Hechos de los apóstoles 15, 7-21

Sal 95, 1-2a. 2b-3. 10

san Juan 15, 9-11

En el relato de los Hechos escuchamos hoy una de las primeras polémicas que se suscitaron en la primitiva Iglesia. El problema no es tan simple como nos puede parecer a nosotros ahora, con dos mil años de perspectiva. Jesús había dicho que no venía a abolir la antigua ley. Dentro de esta estaba la circuncisión. A diferencia de las normas rituales, la circuncisión había sido mandada por Dios a Abraham como signo de pertenencia al pueblo elegido. Así lo estableció al fijar con él la Alianza.

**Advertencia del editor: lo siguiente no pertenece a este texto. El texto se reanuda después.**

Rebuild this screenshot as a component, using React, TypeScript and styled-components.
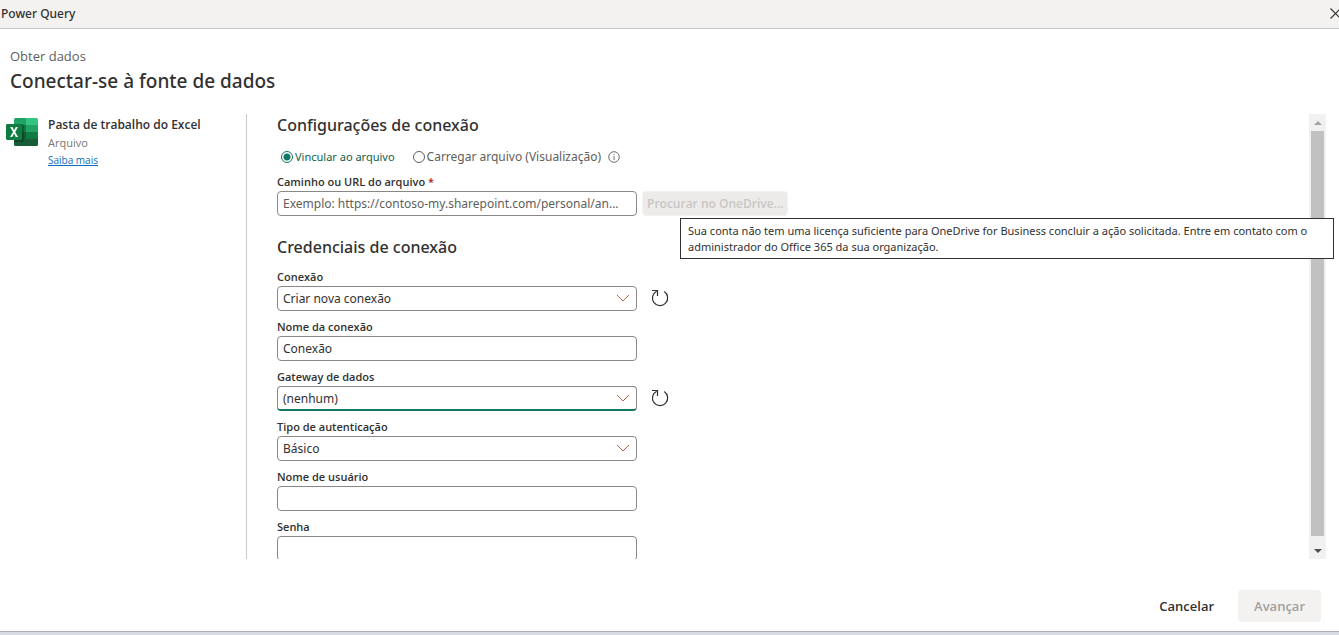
import React, { useId } from "react";
import styled, { createGlobalStyle } from "styled-components";

const GlobalStyle = createGlobalStyle`
  *, *::before, *::after { box-sizing: border-box; }
  body { margin: 0; background: #fff; color: #323130; }
  body, button { font-family: "Open Sans", "Noto Sans", sans-serif; }
  input, select { font-family: "Noto Sans", "Open Sans", sans-serif; }
`;

const Page = styled.div`
  position: relative;
  height: 100vh;
  display: flex;
  flex-direction: column;
  border-bottom: 3px solid #d6dbe4;
`;

const TitleBar = styled.header`
  display: flex;
  flex: none;
  justify-content: space-between;
  align-items: center;
  height: 29px;
  padding-left: 1px;
  overflow: hidden;
  background: #f3f2f1;
  border-bottom: 1px solid #c8c8c8;
  font-family: "Noto Sans", sans-serif;
  font-size: 12px;
  line-height: 18px;
  font-weight: 500;
`;

const IconButton = styled.button`
  display: flex;
  padding: 0;
  border: 0;
  background: none;
  color: #323130;
`;

const Heading = styled.div`
  flex: none;
  height: 85px;
  padding: 17px 10px 0;
`;

const Crumb = styled.p`
  margin: 0;
  font-size: 13px;
  line-height: 20px;
  color: #605e5c;
`;

const PageTitle = styled.h1`
  margin: 0;
  font-family: "Noto Sans", sans-serif;
  font-size: 19px;
  line-height: 30px;
  font-weight: 500;
`;

const Body = styled.div`
  flex: 1;
  min-height: 0;
  display: flex;
  padding-right: 13px;
`;

const Source = styled.aside`
  flex: none;
  display: flex;
  gap: 10px;
  width: 247px;
  padding: 2px 6px 0;
  border-right: 1px solid #c8c8c8;
`;

const SourceIcon = styled.div`
  padding-top: 2px;
`;

const SourceText = styled.div`
  display: flex;
  flex-direction: column;
  align-items: flex-start;
  font-size: 11px;
  line-height: 18px;
  color: #797775;
`;

const SourceName = styled.strong`
  font-size: 12px;
  font-weight: 600;
  color: #323130;
`;

const Link = styled.a`
  font-size: 10px;
  line-height: 16px;
  color: #0f6cbd;
`;

const Form = styled.main`
  flex: 1;
  min-width: 0;
  overflow: hidden;
  padding-left: 30px;
`;

const SectionTitle = styled.h2<{ $spaced?: boolean }>`
  margin: ${(p) => (p.$spaced ? "20px 0 10px" : "0 0 12px")};
  font-family: "Noto Sans", sans-serif;
  font-size: 16px;
  line-height: 22px;
  font-weight: 500;
`;

const RadioRow = styled.div`
  display: flex;
  align-items: center;
  height: 18px;
  margin-bottom: 7px;
  padding-left: 4px;
`;

const RadioLabel = styled.label<{ $size: number }>`
  display: flex;
  align-items: center;
  gap: 2px;
  margin-right: 18px;
  font-family: "Noto Sans", sans-serif;
  font-size: ${(p) => p.$size}px;
  line-height: 18px;
  color: #605e5c;
  &:has(input:checked) { color: #0f5e4c; }
  & + & { margin-right: 7px; }
`;

const Radio = styled.input`
  appearance: none;
  width: 12px;
  height: 12px;
  margin: 0;
  border: 1px solid #605e5c;
  border-radius: 50%;
  background: #fff;
  &:checked {
    border-color: #117865;
    background: radial-gradient(circle, #117865 3px, #fff 4px);
  }
`;

const Field = styled.div`
  display: flex;
  flex-direction: column;
  margin-bottom: 7px;
`;

const FieldLabel = styled.label`
  font-size: 11px;
  line-height: 18px;
  font-weight: 600;
`;

const Required = styled.span`
  color: #a4262c;
`;

const FieldLine = styled.div<{ $gap: number }>`
  display: flex;
  align-items: center;
  gap: ${(p) => p.$gap}px;
`;

const ControlBox = styled.div`
  display: grid;
  align-items: center;
  width: 360px;
  height: 25px;
  & > * { grid-area: 1 / 1; }
  & > svg { justify-self: end; margin: 0 7px 2px 0; pointer-events: none; }
`;

const controlLook = `
  width: 100%;
  height: 25px;
  padding: 0 5px;
  border: 1px solid #8a8886;
  border-radius: 4px;
  background: #fff;
  color: #323130;
  outline: none;
`;

const TextInput = styled.input`
  ${controlLook}
  font-size: 12px;
  text-overflow: ellipsis;
  &::placeholder { color: #605e5c; opacity: 1; }
`;

const Select = styled.select<{ $active?: boolean }>`
  ${controlLook}
  appearance: none;
  font-size: 12px;
  ${(p) => p.$active && "border-bottom: 2px solid #117865;"}
`;

const BrowseButton = styled.button`
  height: 25px;
  padding: 0 4px;
  border: 1px solid #f3f2f1;
  border-radius: 4px;
  background: #edebe9;
  color: #c8c6c4;
  font-size: 12px;
  font-weight: 600;
  white-space: nowrap;
`;

const Scrollbar = styled.div`
  flex: none;
  display: flex;
  flex-direction: column;
  width: 17px;
  background: #f1f1f1;
`;

const ScrollArrow = styled.button`
  display: flex;
  justify-content: center;
  align-items: center;
  height: 17px;
  padding: 0;
  border: 0;
  background: none;
`;

const ScrollTrack = styled.div`
  flex: 1;
  padding: 0 2px 6px;
`;

const ScrollThumb = styled.div`
  height: 100%;
  background: #c1c1c1;
`;

const Tooltip = styled.div`
  position: absolute;
  top: 218px;
  left: 680px;
  right: 5px;
  padding: 4px 7px 3px;
  border: 1px solid #323130;
  background: #fff;
  font-family: "Noto Sans", sans-serif;
  font-size: 11px;
  line-height: 16px;
`;

const Footer = styled.footer`
  flex: none;
  display: flex;
  justify-content: flex-end;
  gap: 8px;
  height: 73px;
  padding: 31px 18px 0;
  border-bottom: 1px solid #a9adb5;
`;

const FooterButton = styled.button`
  height: 32px;
  padding: 0 16px;
  border: 0;
  border-radius: 4px;
  background: #fff;
  color: #323130;
  font-size: 13px;
  font-weight: 600;
  &:disabled { background: #f3f2f1; color: #a19f9d; }
`;

const ExcelIcon = () => (
  <svg width="32" height="28" viewBox="0 0 32 28" aria-hidden="true">
    <path d="M9.500 0H20V7H8V1.500Q8 0 9.500 0Z" fill="#21a366" />
    <path d="M20 0H30.500Q32 0 32 1.500V7H20Z" fill="#33c481" />
    <path d="M8 7H20V14H8Z" fill="#107c41" />
    <path d="M20 7H32V14H20Z" fill="#21a366" />
    <path d="M20 14H32V21H20Z" fill="#107c41" />
    <path d="M8 14H20V21H32V26.500Q32 28 30.500 28H9.500Q8 28 8 26.500Z" fill="#185c37" />
    <path d="M8 6H16.500Q18 6 18 7.500V22.500Q18 24 16.500 24H8Z" fill="#000" opacity="0.25" />
    <rect y="6" width="16" height="16" rx="1.400" fill="#107c41" />
    <path d="M4 19L7 14L4.200 9H6.500L8.100 12.200L9.800 9H12L9.200 14L12.100 19H9.800L8 15.600L6.200 19Z" fill="#fff" />
  </svg>
);

const Chevron = () => (
  <svg width="14" height="8" viewBox="0 0 14 8" fill="none" stroke="#b5694a" aria-hidden="true">
    <path d="M1 1L7 7L13 1" />
  </svg>
);

const RefreshIcon = () => (
  <svg width="18" height="20" viewBox="0 0 18 20" fill="none" stroke="#323130" strokeWidth="1.200" aria-hidden="true">
    <path d="M1 1.500H6.500V7" />
    <path d="M5.600 2.200A7.600 7.600 0 1 0 13.200 2.600" />
  </svg>
);

const InfoIcon = () => (
  <svg width="12" height="12" viewBox="0 0 12 12" fill="none" stroke="#605e5c" aria-hidden="true">
    <circle cx="6" cy="6" r="5.300" strokeWidth="0.900" />
    <path d="M6 5V9M6 3V4" strokeWidth="0.900" />
  </svg>
);

function TextField({ label, value, type = "text" }: { label: string; value?: string; type?: string }) {
  const id = useId();
  return (
    <Field>
      <FieldLabel htmlFor={id}>{label}</FieldLabel>
      <ControlBox>
        <TextInput id={id} type={type} defaultValue={value} />
      </ControlBox>
    </Field>
  );
}

function SelectField({ label, value, refresh, active }: { label: string; value: string; refresh?: boolean; active?: boolean }) {
  const id = useId();
  return (
    <Field>
      <FieldLabel htmlFor={id}>{label}</FieldLabel>
      <FieldLine $gap={14}>
        <ControlBox>
          <Select id={id} $active={active}>
            <option>{value}</option>
          </Select>
          <Chevron />
        </ControlBox>
        {refresh && (
          <IconButton type="button" aria-label="Atualizar">
            <RefreshIcon />
          </IconButton>
        )}
      </FieldLine>
    </Field>
  );
}

export default function App() {
  return (
    <Page>
      <GlobalStyle />
      <TitleBar>
        <span>Power Query</span>
        <IconButton type="button" aria-label="Fechar">
          <svg width="9" height="12" viewBox="0 0 9 12" fill="none" stroke="#323130" strokeWidth="1.100">
            <path d="M0.500 0.500L10.500 10.500M0.500 10.500L10.500 0.500" />
          </svg>
        </IconButton>
      </TitleBar>
      <Heading>
        <Crumb>Obter dados</Crumb>
        <PageTitle>Conectar-se à fonte de dados</PageTitle>
      </Heading>
      <Body>
        <Source>
          <SourceIcon>
            <ExcelIcon />
          </SourceIcon>
          <SourceText>
            <SourceName>Pasta de trabalho do Excel</SourceName>
            <span>Arquivo</span>
            <Link href="#">Saiba mais</Link>
          </SourceText>
        </Source>
        <Form>
          <SectionTitle>Configurações de conexão</SectionTitle>
          <RadioRow>
            <RadioLabel $size={11}>
              <Radio type="radio" name="origin" defaultChecked />
              Vincular ao arquivo
            </RadioLabel>
            <RadioLabel $size={12}>
              <Radio type="radio" name="origin" />
              Carregar arquivo (Visualização)
            </RadioLabel>
            <InfoIcon />
          </RadioRow>
          <Field>
            <FieldLabel htmlFor="path">
              Caminho ou URL do arquivo <Required>*</Required>
            </FieldLabel>
            <FieldLine $gap={5}>
              <ControlBox>
                <TextInput id="path" placeholder="Exemplo: https://contoso-my.sharepoint.com/personal/an..." />
              </ControlBox>
              <BrowseButton type="button" disabled aria-describedby="license-tip">
                Procurar no OneDrive...
              </BrowseButton>
            </FieldLine>
          </Field>
          <SectionTitle $spaced>Credenciais de conexão</SectionTitle>
          <SelectField label="Conexão" value="Criar nova conexão" refresh />
          <TextField label="Nome da conexão" value="Conexão" />
          <SelectField label="Gateway de dados" value="(nenhum)" refresh active />
          <SelectField label="Tipo de autenticação" value="Básico" />
          <TextField label="Nome de usuário" />
          <TextField label="Senha" type="password" />
        </Form>
        <Scrollbar>
          <ScrollArrow type="button" aria-label="Rolar para cima">
            <svg width="8" height="4" viewBox="0 0 8 4" fill="#a3a3a3"><path d="M0 4L4 0L8 4Z" /></svg>
          </ScrollArrow>
          <ScrollTrack>
            <ScrollThumb />
          </ScrollTrack>
          <ScrollArrow type="button" aria-label="Rolar para baixo">
            <svg width="8" height="4" viewBox="0 0 8 4" fill="#505050"><path d="M0 0L4 4L8 0Z" /></svg>
          </ScrollArrow>
        </Scrollbar>
      </Body>
      <Footer>
        <FooterButton type="button">Cancelar</FooterButton>
        <FooterButton type="button" disabled>Avançar</FooterButton>
      </Footer>
      <Tooltip id="license-tip" role="tooltip">
        Sua conta não tem uma licença suficiente para OneDrive for Business concluir a ação solicitada. Entre em contato com o administrador do Office 365 da sua organização.
      </Tooltip>
    </Page>
  );
}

Cuando la Iglesia se expande y la predicación, principalmente a través de San Pablo, llega a los gentiles muchos se preguntan si no se tendría que exigir a estos que se circuncidaran. Era este un signo importante en la tradición judía. Para dirimir la cuestión se reúnen los apóstoles en Jerusalén. Sería hacia el año cincuenta y algunos lo denominan el primer concilio de la Iglesia.

Allí se determinó que no se podía imponer la circumcisión a los paganos. Pero fijémonos en el argumento que utiliza Pedro: “Desde los primeros días Dios me escogió para que los gentiles oyeran de mi boca el mensaje del Evangelio, y creyeran. Y Dios que penetra los corazones, mostró su aprobación dándoles el Espíritu Santo igual que a nosotros. No hizo distinción entre ellos y nosotros, pues ha purificado sus corazones con la fe”.

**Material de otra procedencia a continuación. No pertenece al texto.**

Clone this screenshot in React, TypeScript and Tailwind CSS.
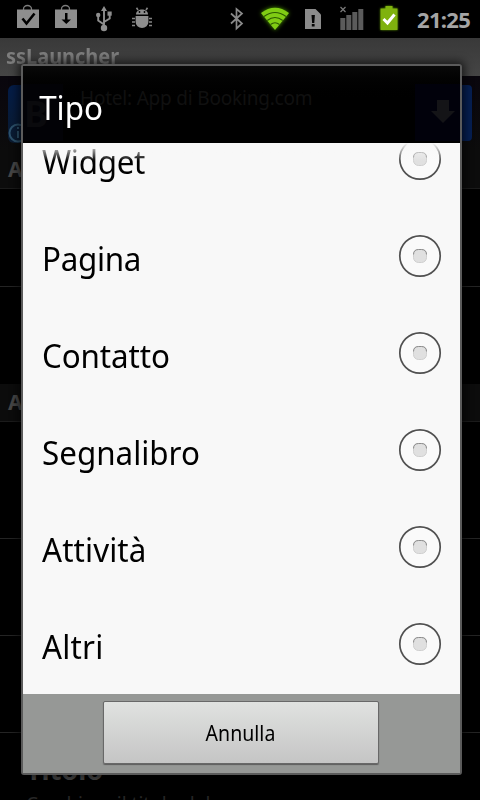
import type { ReactNode } from "react";

const OPTIONS = [
  { label: "Widget", text: "tracking-[-0.3px]" },
  { label: "Pagina", text: "tracking-[-0.3px]" },
  { label: "Contatto", text: "tracking-[-0.1px]" },
  { label: "Segnalibro", text: "tracking-normal" },
  { label: "Attività", text: "tracking-[0.1px]" },
  { label: "Altri", text: "tracking-[0.2px]" },
];

const BagIcon = ({ children }: { children: ReactNode }) => (
  <svg width="24" height="26" viewBox="0 0 24 26" fill="none">
    <path
      d="M7.500 8V7a4 3.500 0 0 1 8 0V8"
      stroke="#7c7c7c"
      strokeWidth="1.300"
    />
    <path d="M1 7.500h22V26H1z" fill="#8e8e8e" />
    {children}
  </svg>
);

const UsbIcon = () => (
  <svg width="18" height="26" viewBox="0 0 18 26" fill="none">
    <path
      d="M9 4v18M9 18.500l-5.800-4v-5M9 16l5.700-3.500V8"
      stroke="#8e8e8e"
      strokeWidth="1.900"
    />
    <path d="M9 0l3 5H6z" fill="#8e8e8e" />
    <circle cx="9" cy="22" r="3.200" fill="#8e8e8e" />
    <circle cx="3.200" cy="9" r="2.200" fill="#8e8e8e" />
    <rect x="12.500" y="5.500" width="4.200" height="4.200" fill="#8e8e8e" />
  </svg>
);

const DebugIcon = () => (
  <svg width="22" height="22" viewBox="0 0 22 22" fill="none">
    <path
      d="M7 3L5.500.8M15 3L16.500.8M4 11.500H1M4 15H1M4 18.500H1M18 11.500h3M18 15h3M18 18.500h3"
      stroke="#858585"
      strokeWidth="1.600"
    />
    <path d="M5 7.500C5 .8 17 .8 17 7.500z" fill="#8e8e8e" />
    <path d="M4.600 9h12.800v6a6.400 6 0 0 1-12.800 0z" fill="#8e8e8e" />
    <circle cx="8.500" cy="5" r=".9" fill="#000" />
    <circle cx="13.500" cy="5" r=".9" fill="#000" />
  </svg>
);

const BluetoothIcon = () => (
  <svg width="14" height="24" viewBox="0 0 14 24" fill="none">
    <path
      d="M1 6.500l11 10-5.500 5V2l5.500 4.500-11 10"
      stroke="#8a8a8a"
      strokeWidth="1.700"
    />
  </svg>
);

const WifiIcon = () => (
  <svg
    className="drop-shadow-[0_0_2px_#4d9900]"
    width="30"
    height="24"
    viewBox="0 0 30 24"
    fill="none"
  >
    <path d="M1 6Q15-4.500 29 6L15 23z" fill="#80cc14" />
    <path
      d="M4 9.500q11-8 22 0M7.200 13.500q7.800-6 15.600 0M10.500 17.500q4.500-3.500 9 0"
      stroke="#2b5a00"
      strokeWidth="1.100"
    />
  </svg>
);

const SimIcon = () => (
  <svg width="17" height="21" viewBox="0 0 17 21" fill="none">
    <path d="M0 0h10.500l5.500 5.500V20H0z" fill="#8b8b8b" />
    <path d="M6.500 6h3.400l-.6 8H7.100zM6.800 15h2.800v2.500H6.800z" fill="#050505" />
  </svg>
);

const SignalIcon = () => (
  <svg width="24" height="24" viewBox="0 0 24 24" fill="none">
    <path d="M.5 1l5 5M5.500 1l-5 5" stroke="#7b7b7b" strokeWidth="1.200" />
    <path
      d="M.3 12h5v12h-5zM6.300 9h5v15h-5zM12.300 6h5v18h-5zM18.300 3h5v21h-5z"
      fill="#5b5b5b"
    />
  </svg>
);

const BatteryIcon = () => (
  <svg
    className="drop-shadow-[0_0_1px_#5f9900]"
    width="18"
    height="25"
    viewBox="0 0 18 25"
    fill="none"
  >
    <path d="M5.500 0h7v2.500h5V24H.5V2.500h5z" fill="#7fb20e" />
    <path d="M3.500 13l4 4 7-8.500" stroke="#fff" strokeWidth="3" />
  </svg>
);

const StatusBar = () => (
  <div className="flex h-[38px] items-start bg-black">
    <div className="ml-4 mt-[2px]">
      <BagIcon>
        <path d="M6.500 16.500l4 5 8-10" stroke="#000" strokeWidth="2.600" />
      </BagIcon>
    </div>
    <div className="ml-[14px] mt-[2px]">
      <BagIcon>
        <path d="M11 11h2.500v6.500h3.500l-4.700 4.500-4.800-4.500H11z" fill="#000" />
      </BagIcon>
    </div>
    <div className="ml-[17px] mt-[6px]">
      <UsbIcon />
    </div>
    <div className="ml-[18px] mt-[7px]">
      <DebugIcon />
    </div>
    <div className="ml-[77px] mt-[7px]">
      <BluetoothIcon />
    </div>
    <div className="ml-[16px] mt-[7px]">
      <WifiIcon />
    </div>
    <div className="ml-[15px] mt-[9px]">
      <SimIcon />
    </div>
    <div className="ml-[18px] mt-[6px]">
      <SignalIcon />
    </div>
    <div className="ml-[16px] mt-[6px]">
      <BatteryIcon />
    </div>
    <span className="ml-[19px] mt-[3px] text-[22px] font-bold leading-8 tracking-[-0.7px] text-[#a5a5a5]">
      21:25
    </span>
  </div>
);

const SectionHeader = () => (
  <div className="h-[38px] shrink-0 border-b border-[#1b1b1b] bg-[#0c0c0c] pl-2 text-[21px] font-bold leading-9 text-[#464646]">
    A
  </div>
);

// dimmed settings screen that stays visible around the dialog
const Background = () => (
  <div className="flex h-[762px] flex-col overflow-hidden bg-black">
    <div className="h-[38px] shrink-0 bg-linear-to-b from-[#393939] to-[#454545] pl-[6px] text-[21px] font-bold leading-[37px] text-[#7d7d7d]">
      <span className="inline-block origin-left scale-x-[0.95]">
        ssLauncher
      </span>
    </div>
    <div className="flex h-[75px] shrink-0 items-start justify-between bg-linear-to-b from-[#09060d] to-[#0c0c0c] px-2 pt-[9px]">
      <div className="h-[58px] w-14 rounded-md bg-linear-to-b from-[#041c48] to-[#0b1b30]">
        <svg
          className="mt-[38px]"
          width="20"
          height="20"
          viewBox="0 0 20 20"
          fill="none"
        >
          <circle cx="10" cy="10" r="8.500" stroke="#2c516b" strokeWidth="2" />
          <path d="M10 8v7M10 4v2" stroke="#2c516b" strokeWidth="2" />
        </svg>
      </div>
      <div className="h-14 w-14 rounded-sm bg-[#061f52]" />
    </div>
    <SectionHeader />
    <div className="h-[98px] shrink-0 border-b border-[#242424]" />
    <div className="h-[97px] shrink-0" />
    <SectionHeader />
    <div className="h-[117px] shrink-0 border-b border-[#242424]" />
    <div className="h-[97px] shrink-0 border-b border-[#242424]" />
    <div className="h-[97px] shrink-0 border-b border-[#242424]" />
    <div className="shrink-0 pl-[26px] pt-5">
      <p className="text-[27px] font-bold leading-[34px] text-[#4a4a4a]">
        Titolo
      </p>
      <p className="mt-[5px] text-[19px] leading-6 text-[#262626]">
        Cambiare il titolo del
      </p>
    </div>
  </div>
);

const Radio = () => (
  <svg
    className="mb-1"
    width="44"
    height="44"
    viewBox="0 0 44 44"
    fill="none"
  >
    <circle
      cx="22"
      cy="22"
      r="20.200"
      fill="#fafafa"
      stroke="#505050"
      strokeWidth="1.700"
    />
    <rect
      x="15.500"
      y="15.500"
      width="13"
      height="13"
      rx="5"
      fill="#e0e0e0"
      stroke="#cfcfcf"
    />
    <path d="M15.500 20.500q0-5 5-5h3q5 0 5 5" stroke="#8c8c8c" />
  </svg>
);

const Dialog = () => (
  <div className="absolute left-[21px] top-[64px] flex h-[711px] w-[441px] flex-col rounded-[3px] border-2 border-[#5b5b5b] bg-[#f8f8f8] shadow-[0_0_8px_3px_rgba(0,0,0,0.6)]">
    <div className="relative h-[77px] shrink-0 overflow-hidden bg-linear-to-b from-[#090909] via-black to-black">
      {/* ad banner showing faintly through the title */}
      <div className="absolute left-0 top-[18px] h-[57px] w-10 bg-[#020206] pl-px text-[36px] font-bold leading-[60px] text-[#0a0a0d]">
        B
      </div>
      <div className="absolute left-[57px] top-[18px] whitespace-nowrap text-[19px] leading-7 tracking-[-0.2px] text-[#101010]">
        Hotel: App di Booking.com
      </div>
      <div className="absolute right-0 top-[18px] h-[57px] w-[45px] bg-[#01010b]">
        <svg className="ml-4 mt-4" width="24" height="24" viewBox="0 0 24 24">
          <path d="M6 0h12v11h6L12 23 0 11h6z" fill="#141417" />
        </svg>
      </div>
      <h1 className="relative origin-left scale-x-[0.95] pl-[17px] text-[33px] leading-[83px] text-white">
        Tipo
      </h1>
    </div>
    <div className="relative flex h-[551px] shrink-0 flex-col justify-end overflow-hidden">
      {OPTIONS.map((option) => (
        <div
          key={option.label}
          className="flex h-[97px] shrink-0 items-center justify-between pl-[19px] pr-[18px]"
        >
          <span
            className={`mt-[3px] origin-left scale-x-[0.95] text-[33px] leading-9 text-black ${option.text}`}
          >
            {option.label}
          </span>
          <Radio />
        </div>
      ))}
      <div className="absolute inset-x-0 top-0 h-[18px] bg-linear-to-b from-[#f8f8f8] to-[#f8f8f8]/0" />
    </div>
    <div className="flex flex-1 justify-center bg-[#969896] pr-[2px] pt-[7px]">
      <button className="h-[63px] w-[276px] rounded-[2px] border border-[#686868] bg-linear-to-b from-[#e0e2e0] to-[#c5c5c5] text-[21px] text-black shadow-[0_1px_1px_#5d5d5d]">
        <span className="relative top-px inline-block scale-x-[0.93]">
          Annulla
        </span>
      </button>
    </div>
  </div>
);

const App = () => (
  <div className="relative h-[800px] w-[480px] overflow-hidden bg-black font-['Noto_Sans',sans-serif]">
    <StatusBar />
    <Background />
    <Dialog />
  </div>
);

export default App;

Lo que llama la atención en este modo de argumentar es la certeza que tiene el apóstol de que los gentiles, no circuncidados, han recibido el Espíritu Santo. ¿Cómo lo sabe Pedro? Lo sabe porque percibe los efectos de la gracia. No es algo ideológico, sino que Dios le muestra cómo actúa la gracia también entre los no judíos, porque la salvación viene por la fe. En la misma idea abundan Pablo y Bernabé al señalar los prodigios que Dios, mediante ellos, ha obrado entre los gentiles.

Las enseñanzas de la Iglesia en los temas fundamentales se basa en lo recibido por Jesucristo pero Dios, en su bondad, permite corroborar con signos la certeza de dichas enseñanzas. Esto no debemos olvidarlo nunca. A menudo, desde fuera, parece como si la Iglesia fuera caprichosa al prescribir unas normas o predicar una enseñanza. Se olvida que la Iglesia cada día cuenta los resultados de su acción en el mundo y, asistida por el Espíritu Santo, lee en ellos la acción de la gracia. La vida de la Iglesia es conforme a su doctrina. Esto es válido en todos los campos: desde la praxis sacramental hasta la enseñanza moral o las mismas normas disciplinares. No todo tiene el mismo valor, pero en todo la Iglesia actúa según las enseñanzas de Jesús y su comprobación en la historia. Así, por ejemplo, al final del texto de hoy se señalan algunas normas que después serían abolidas (no comer carne de animales ahogados…). Sin embargo nunca se podrá cambiar la afirmación rotunda y definitiva de que “nos salvamos por la gracia del Señor Jesús”.

Una vez más comprobamos como la verdad del Evangelio, y nuestra fidelidad a ella, es la única que salva al hombre.